--- start Recorded information ---
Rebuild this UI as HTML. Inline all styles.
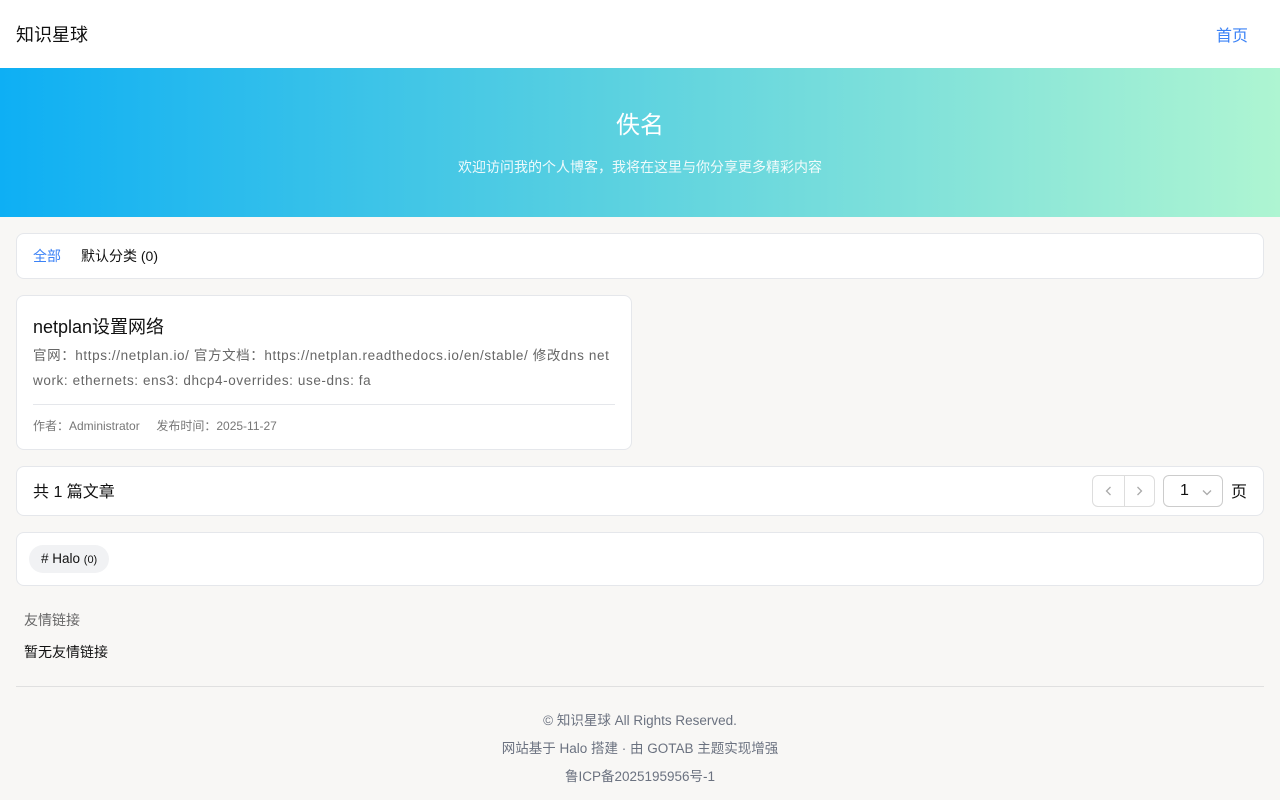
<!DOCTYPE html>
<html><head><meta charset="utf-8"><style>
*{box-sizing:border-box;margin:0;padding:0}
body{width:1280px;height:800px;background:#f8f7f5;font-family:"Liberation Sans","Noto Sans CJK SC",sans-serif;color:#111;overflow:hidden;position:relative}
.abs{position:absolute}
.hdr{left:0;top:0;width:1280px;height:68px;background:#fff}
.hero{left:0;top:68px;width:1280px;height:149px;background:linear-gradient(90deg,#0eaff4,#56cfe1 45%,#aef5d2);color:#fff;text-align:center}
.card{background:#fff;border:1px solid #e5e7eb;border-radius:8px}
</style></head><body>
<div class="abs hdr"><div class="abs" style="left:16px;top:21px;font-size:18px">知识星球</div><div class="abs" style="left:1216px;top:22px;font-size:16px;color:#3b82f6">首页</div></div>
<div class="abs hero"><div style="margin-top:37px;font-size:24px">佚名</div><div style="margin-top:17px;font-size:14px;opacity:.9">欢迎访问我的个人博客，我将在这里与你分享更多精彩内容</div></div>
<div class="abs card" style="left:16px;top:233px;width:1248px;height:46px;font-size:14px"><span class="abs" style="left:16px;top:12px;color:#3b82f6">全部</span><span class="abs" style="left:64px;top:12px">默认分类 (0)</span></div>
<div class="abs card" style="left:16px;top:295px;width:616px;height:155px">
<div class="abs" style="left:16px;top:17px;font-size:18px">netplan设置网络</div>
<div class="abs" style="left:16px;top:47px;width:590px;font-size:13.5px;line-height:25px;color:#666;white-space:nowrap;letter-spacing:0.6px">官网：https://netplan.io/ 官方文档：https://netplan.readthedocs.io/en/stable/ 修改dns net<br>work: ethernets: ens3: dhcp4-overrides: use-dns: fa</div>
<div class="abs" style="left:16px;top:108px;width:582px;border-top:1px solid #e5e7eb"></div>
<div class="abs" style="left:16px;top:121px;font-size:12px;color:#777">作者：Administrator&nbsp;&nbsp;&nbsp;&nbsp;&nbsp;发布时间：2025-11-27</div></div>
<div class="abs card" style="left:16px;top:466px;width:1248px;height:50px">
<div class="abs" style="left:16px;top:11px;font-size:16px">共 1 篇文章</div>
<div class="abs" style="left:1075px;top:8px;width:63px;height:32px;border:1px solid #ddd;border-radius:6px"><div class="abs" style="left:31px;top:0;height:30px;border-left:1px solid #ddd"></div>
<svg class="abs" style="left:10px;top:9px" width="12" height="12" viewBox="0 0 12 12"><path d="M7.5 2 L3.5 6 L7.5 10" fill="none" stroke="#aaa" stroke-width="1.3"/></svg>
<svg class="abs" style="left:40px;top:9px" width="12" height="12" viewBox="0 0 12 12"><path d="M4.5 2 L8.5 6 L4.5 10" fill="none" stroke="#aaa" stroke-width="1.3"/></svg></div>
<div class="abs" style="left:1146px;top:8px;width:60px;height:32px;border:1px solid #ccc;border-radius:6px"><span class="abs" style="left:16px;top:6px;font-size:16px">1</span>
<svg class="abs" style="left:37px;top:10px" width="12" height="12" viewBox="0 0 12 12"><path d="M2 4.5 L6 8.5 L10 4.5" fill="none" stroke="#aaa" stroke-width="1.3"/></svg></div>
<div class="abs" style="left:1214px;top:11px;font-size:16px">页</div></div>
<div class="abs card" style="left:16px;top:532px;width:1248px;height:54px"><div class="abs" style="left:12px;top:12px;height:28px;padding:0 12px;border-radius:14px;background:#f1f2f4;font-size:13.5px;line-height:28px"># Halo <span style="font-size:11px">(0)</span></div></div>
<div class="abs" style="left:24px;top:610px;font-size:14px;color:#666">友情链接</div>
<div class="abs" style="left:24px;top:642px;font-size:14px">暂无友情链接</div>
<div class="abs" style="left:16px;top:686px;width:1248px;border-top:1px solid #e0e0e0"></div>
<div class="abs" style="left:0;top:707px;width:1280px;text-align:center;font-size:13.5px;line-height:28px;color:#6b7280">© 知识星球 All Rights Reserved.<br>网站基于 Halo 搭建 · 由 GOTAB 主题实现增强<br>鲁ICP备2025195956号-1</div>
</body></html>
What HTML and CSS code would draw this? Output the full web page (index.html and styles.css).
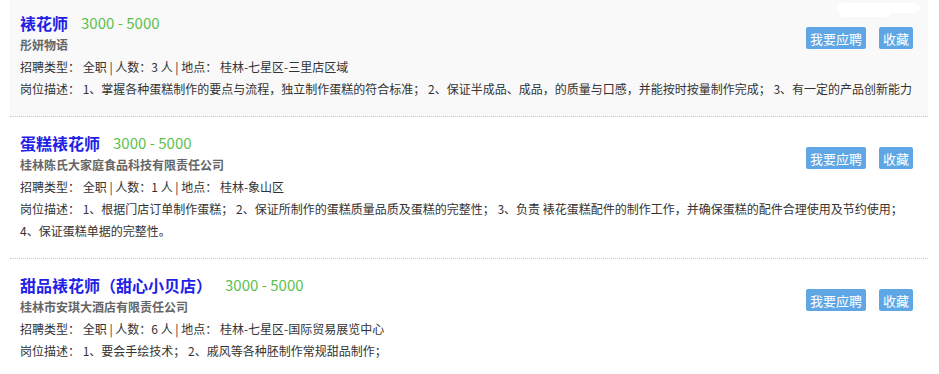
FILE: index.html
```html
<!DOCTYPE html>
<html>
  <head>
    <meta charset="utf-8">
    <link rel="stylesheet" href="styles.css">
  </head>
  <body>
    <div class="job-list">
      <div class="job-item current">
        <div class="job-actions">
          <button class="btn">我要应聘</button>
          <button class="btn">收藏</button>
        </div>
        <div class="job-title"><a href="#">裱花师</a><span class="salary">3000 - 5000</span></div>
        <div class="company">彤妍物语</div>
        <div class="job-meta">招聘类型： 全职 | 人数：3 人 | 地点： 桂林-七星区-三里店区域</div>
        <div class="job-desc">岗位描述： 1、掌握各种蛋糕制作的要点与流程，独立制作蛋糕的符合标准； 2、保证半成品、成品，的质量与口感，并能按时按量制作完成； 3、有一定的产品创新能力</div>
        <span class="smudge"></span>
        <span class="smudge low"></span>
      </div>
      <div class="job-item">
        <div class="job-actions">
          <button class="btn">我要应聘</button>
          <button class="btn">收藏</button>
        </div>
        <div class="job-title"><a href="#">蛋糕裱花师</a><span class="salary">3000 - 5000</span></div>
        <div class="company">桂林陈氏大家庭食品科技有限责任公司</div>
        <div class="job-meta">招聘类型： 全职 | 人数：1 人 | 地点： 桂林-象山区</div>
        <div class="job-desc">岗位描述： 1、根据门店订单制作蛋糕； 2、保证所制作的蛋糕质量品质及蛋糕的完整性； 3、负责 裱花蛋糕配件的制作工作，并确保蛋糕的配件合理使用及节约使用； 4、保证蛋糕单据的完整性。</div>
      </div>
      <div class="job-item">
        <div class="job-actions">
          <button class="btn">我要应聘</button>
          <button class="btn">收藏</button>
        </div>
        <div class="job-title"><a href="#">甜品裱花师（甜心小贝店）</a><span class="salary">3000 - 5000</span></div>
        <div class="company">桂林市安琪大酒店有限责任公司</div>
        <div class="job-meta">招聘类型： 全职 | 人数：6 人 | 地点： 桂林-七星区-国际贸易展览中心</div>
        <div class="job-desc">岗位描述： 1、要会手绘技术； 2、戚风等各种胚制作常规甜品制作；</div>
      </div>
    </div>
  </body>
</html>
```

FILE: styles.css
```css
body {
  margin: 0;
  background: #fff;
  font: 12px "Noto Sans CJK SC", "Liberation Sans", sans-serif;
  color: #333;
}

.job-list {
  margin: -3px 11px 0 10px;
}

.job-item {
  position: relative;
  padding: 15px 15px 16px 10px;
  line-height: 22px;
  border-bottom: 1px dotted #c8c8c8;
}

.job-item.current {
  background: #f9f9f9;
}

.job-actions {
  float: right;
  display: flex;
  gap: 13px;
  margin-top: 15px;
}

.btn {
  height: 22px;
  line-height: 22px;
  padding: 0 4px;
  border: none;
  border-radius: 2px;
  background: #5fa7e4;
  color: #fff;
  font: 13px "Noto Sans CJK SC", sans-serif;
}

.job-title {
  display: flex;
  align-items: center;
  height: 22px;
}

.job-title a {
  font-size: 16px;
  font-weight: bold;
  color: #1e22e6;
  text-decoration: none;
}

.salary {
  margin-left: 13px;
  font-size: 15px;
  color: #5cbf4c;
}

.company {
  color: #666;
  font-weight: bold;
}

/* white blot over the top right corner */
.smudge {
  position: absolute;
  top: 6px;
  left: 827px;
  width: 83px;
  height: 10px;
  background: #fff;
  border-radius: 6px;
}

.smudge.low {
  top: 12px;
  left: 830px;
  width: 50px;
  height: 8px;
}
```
--- end Recorded information ---
### Problem details
Restate each line of the records exactly; pictures do not belong in the copy.

### Full answer
Rebuild this UI as HTML. Inline all styles.
<!DOCTYPE html>
<html><head><meta charset="utf-8"><style>
*{box-sizing:border-box;margin:0;padding:0}
body{width:1280px;height:800px;background:#f8f7f5;font-family:"Liberation Sans","Noto Sans CJK SC",sans-serif;color:#111;overflow:hidden;position:relative}
.abs{position:absolute}
.hdr{left:0;top:0;width:1280px;height:68px;background:#fff}
.hero{left:0;top:68px;width:1280px;height:149px;background:linear-gradient(90deg,#0eaff4,#56cfe1 45%,#aef5d2);color:#fff;text-align:center}
.card{background:#fff;border:1px solid #e5e7eb;border-radius:8px}
</style></head><body>
<div class="abs hdr"><div class="abs" style="left:16px;top:21px;font-size:18px">知识星球</div><div class="abs" style="left:1216px;top:22px;font-size:16px;color:#3b82f6">首页</div></div>
<div class="abs hero"><div style="margin-top:37px;font-size:24px">佚名</div><div style="margin-top:17px;font-size:14px;opacity:.9">欢迎访问我的个人博客，我将在这里与你分享更多精彩内容</div></div>
<div class="abs card" style="left:16px;top:233px;width:1248px;height:46px;font-size:14px"><span class="abs" style="left:16px;top:12px;color:#3b82f6">全部</span><span class="abs" style="left:64px;top:12px">默认分类 (0)</span></div>
<div class="abs card" style="left:16px;top:295px;width:616px;height:155px">
<div class="abs" style="left:16px;top:17px;font-size:18px">netplan设置网络</div>
<div class="abs" style="left:16px;top:47px;width:590px;font-size:13.5px;line-height:25px;color:#666;white-space:nowrap;letter-spacing:0.6px">官网：https://netplan.io/ 官方文档：https://netplan.readthedocs.io/en/stable/ 修改dns net<br>work: ethernets: ens3: dhcp4-overrides: use-dns: fa</div>
<div class="abs" style="left:16px;top:108px;width:582px;border-top:1px solid #e5e7eb"></div>
<div class="abs" style="left:16px;top:121px;font-size:12px;color:#777">作者：Administrator&nbsp;&nbsp;&nbsp;&nbsp;&nbsp;发布时间：2025-11-27</div></div>
<div class="abs card" style="left:16px;top:466px;width:1248px;height:50px">
<div class="abs" style="left:16px;top:11px;font-size:16px">共 1 篇文章</div>
<div class="abs" style="left:1075px;top:8px;width:63px;height:32px;border:1px solid #ddd;border-radius:6px"><div class="abs" style="left:31px;top:0;height:30px;border-left:1px solid #ddd"></div>
<svg class="abs" style="left:10px;top:9px" width="12" height="12" viewBox="0 0 12 12"><path d="M7.5 2 L3.5 6 L7.5 10" fill="none" stroke="#aaa" stroke-width="1.3"/></svg>
<svg class="abs" style="left:40px;top:9px" width="12" height="12" viewBox="0 0 12 12"><path d="M4.5 2 L8.5 6 L4.5 10" fill="none" stroke="#aaa" stroke-width="1.3"/></svg></div>
<div class="abs" style="left:1146px;top:8px;width:60px;height:32px;border:1px solid #ccc;border-radius:6px"><span class="abs" style="left:16px;top:6px;font-size:16px">1</span>
<svg class="abs" style="left:37px;top:10px" width="12" height="12" viewBox="0 0 12 12"><path d="M2 4.5 L6 8.5 L10 4.5" fill="none" stroke="#aaa" stroke-width="1.3"/></svg></div>
<div class="abs" style="left:1214px;top:11px;font-size:16px">页</div></div>
<div class="abs card" style="left:16px;top:532px;width:1248px;height:54px"><div class="abs" style="left:12px;top:12px;height:28px;padding:0 12px;border-radius:14px;background:#f1f2f4;font-size:13.5px;line-height:28px"># Halo <span style="font-size:11px">(0)</span></div></div>
<div class="abs" style="left:24px;top:610px;font-size:14px;color:#666">友情链接</div>
<div class="abs" style="left:24px;top:642px;font-size:14px">暂无友情链接</div>
<div class="abs" style="left:16px;top:686px;width:1248px;border-top:1px solid #e0e0e0"></div>
<div class="abs" style="left:0;top:707px;width:1280px;text-align:center;font-size:13.5px;line-height:28px;color:#6b7280">© 知识星球 All Rights Reserved.<br>网站基于 Halo 搭建 · 由 GOTAB 主题实现增强<br>鲁ICP备2025195956号-1</div>
</body></html>
What HTML and CSS code would draw this? Output the full web page (index.html and styles.css).
FILE: index.html
```html
<!DOCTYPE html>
<html>
  <head>
    <meta charset="utf-8">
    <link rel="stylesheet" href="styles.css">
  </head>
  <body>
    <div class="job-list">
      <div class="job-item current">
        <div class="job-actions">
          <button class="btn">我要应聘</button>
          <button class="btn">收藏</button>
        </div>
        <div class="job-title"><a href="#">裱花师</a><span class="salary">3000 - 5000</span></div>
        <div class="company">彤妍物语</div>
        <div class="job-meta">招聘类型： 全职 | 人数：3 人 | 地点： 桂林-七星区-三里店区域</div>
        <div class="job-desc">岗位描述： 1、掌握各种蛋糕制作的要点与流程，独立制作蛋糕的符合标准； 2、保证半成品、成品，的质量与口感，并能按时按量制作完成； 3、有一定的产品创新能力</div>
        <span class="smudge"></span>
        <span class="smudge low"></span>
      </div>
      <div class="job-item">
        <div class="job-actions">
          <button class="btn">我要应聘</button>
          <button class="btn">收藏</button>
        </div>
        <div class="job-title"><a href="#">蛋糕裱花师</a><span class="salary">3000 - 5000</span></div>
        <div class="company">桂林陈氏大家庭食品科技有限责任公司</div>
        <div class="job-meta">招聘类型： 全职 | 人数：1 人 | 地点： 桂林-象山区</div>
        <div class="job-desc">岗位描述： 1、根据门店订单制作蛋糕； 2、保证所制作的蛋糕质量品质及蛋糕的完整性； 3、负责 裱花蛋糕配件的制作工作，并确保蛋糕的配件合理使用及节约使用； 4、保证蛋糕单据的完整性。</div>
      </div>
      <div class="job-item">
        <div class="job-actions">
          <button class="btn">我要应聘</button>
          <button class="btn">收藏</button>
        </div>
        <div class="job-title"><a href="#">甜品裱花师（甜心小贝店）</a><span class="salary">3000 - 5000</span></div>
        <div class="company">桂林市安琪大酒店有限责任公司</div>
        <div class="job-meta">招聘类型： 全职 | 人数：6 人 | 地点： 桂林-七星区-国际贸易展览中心</div>
        <div class="job-desc">岗位描述： 1、要会手绘技术； 2、戚风等各种胚制作常规甜品制作；</div>
      </div>
    </div>
  </body>
</html>
```

FILE: styles.css
```css
body {
  margin: 0;
  background: #fff;
  font: 12px "Noto Sans CJK SC", "Liberation Sans", sans-serif;
  color: #333;
}

.job-list {
  margin: -3px 11px 0 10px;
}

.job-item {
  position: relative;
  padding: 15px 15px 16px 10px;
  line-height: 22px;
  border-bottom: 1px dotted #c8c8c8;
}

.job-item.current {
  background: #f9f9f9;
}

.job-actions {
  float: right;
  display: flex;
  gap: 13px;
  margin-top: 15px;
}

.btn {
  height: 22px;
  line-height: 22px;
  padding: 0 4px;
  border: none;
  border-radius: 2px;
  background: #5fa7e4;
  color: #fff;
  font: 13px "Noto Sans CJK SC", sans-serif;
}

.job-title {
  display: flex;
  align-items: center;
  height: 22px;
}

.job-title a {
  font-size: 16px;
  font-weight: bold;
  color: #1e22e6;
  text-decoration: none;
}

.salary {
  margin-left: 13px;
  font-size: 15px;
  color: #5cbf4c;
}

.company {
  color: #666;
  font-weight: bold;
}

/* white blot over the top right corner */
.smudge {
  position: absolute;
  top: 6px;
  left: 827px;
  width: 83px;
  height: 10px;
  background: #fff;
  border-radius: 6px;
}

.smudge.low {
  top: 12px;
  left: 830px;
  width: 50px;
  height: 8px;
}
```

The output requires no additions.